I acknowledge the tremendous financial debt this country and the public sector faces due to the gross mismanagement of previous governments. I acknowledge the challenge that lies ahead for all of us to begin to solve our financial problems. Surely we must find ways of dealing with our problems other than on the backs of the old and the poor.
As a Stats Canada study has shown, it is not increases in government expenditure that has created the debt. In fact, only 6 per cent of the debt is due to increases in public expenditure. The rest is due to loss of revenue and increases in interest rate payments. Of that 6 per cent increase in government expenditures, only 2 per cent is due to increases in social programs.
It is not the social programs which have created our debt. Yet it is our social programs that are paying for it.
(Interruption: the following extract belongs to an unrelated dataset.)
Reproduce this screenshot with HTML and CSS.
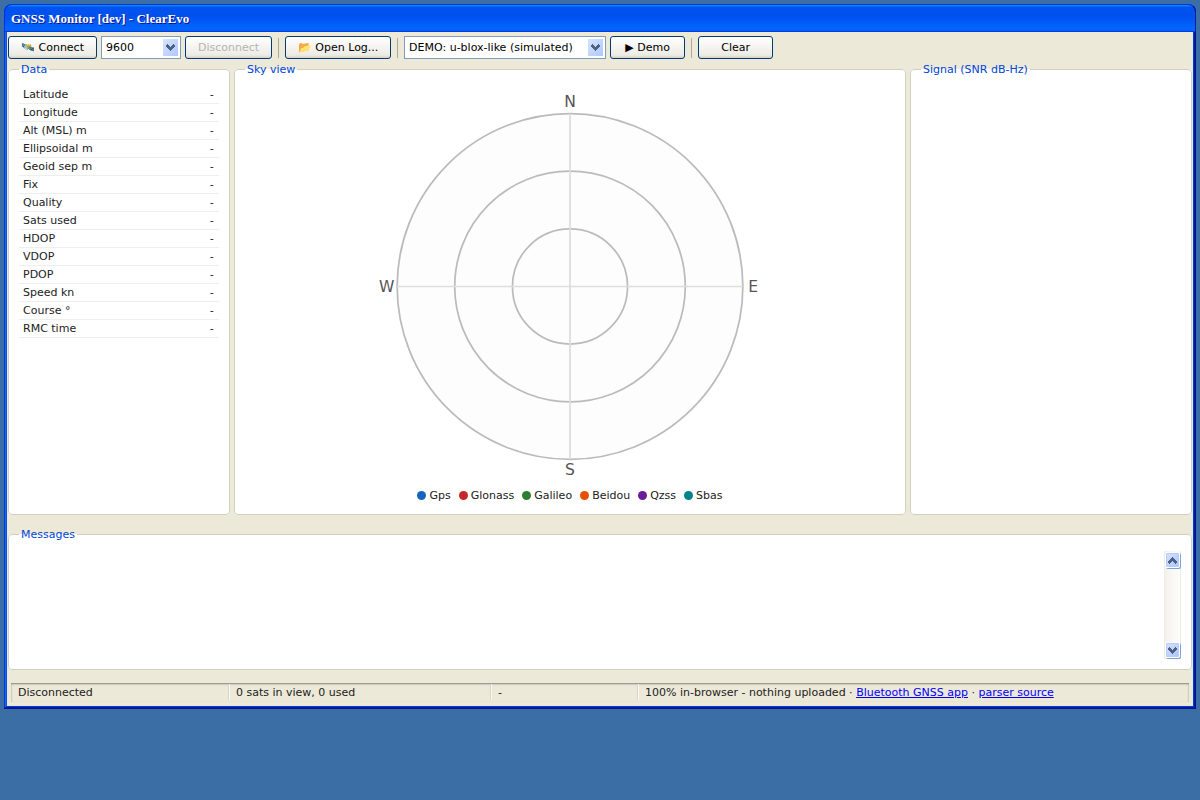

It is the cutbacks in health services, in unemployment insurance, programs to help train and create jobs for young people. That is where the burden is being placed to rectify the terrible, physical mistakes that past Conservative and Liberal governments have made.
We are in a period of declining standards of living. Recently, Stats Canada issued a report that in 1993 the average family income in Canada declined by some 3 per cent, inflation factored in. The decline for single parent families in that one year was 8.3 per cent. We are in a downward spiral.
New challenging solutions are needed. But the solutions of R.B. Bennett did not work then and will not work now. I challenge the government to come forward with new imaginative proposals to give hope to our young people, to give employment to our young people and to give young people a future.
I urge the House to adopt the motion to extend an apology for how those strikers were treated in 1935 in Regina some 60 years ago. They wanted to come to Ottawa to express their hope for a new future, to express their desire to work. They did not want welfare. They did not want the dole, they wanted jobs. Today the mass of unemployed young people are looking for work. They do not want handouts, they want a future.
I urge the House to adopt the motion as a symbolic gesture to our young people that we are concerned about their future.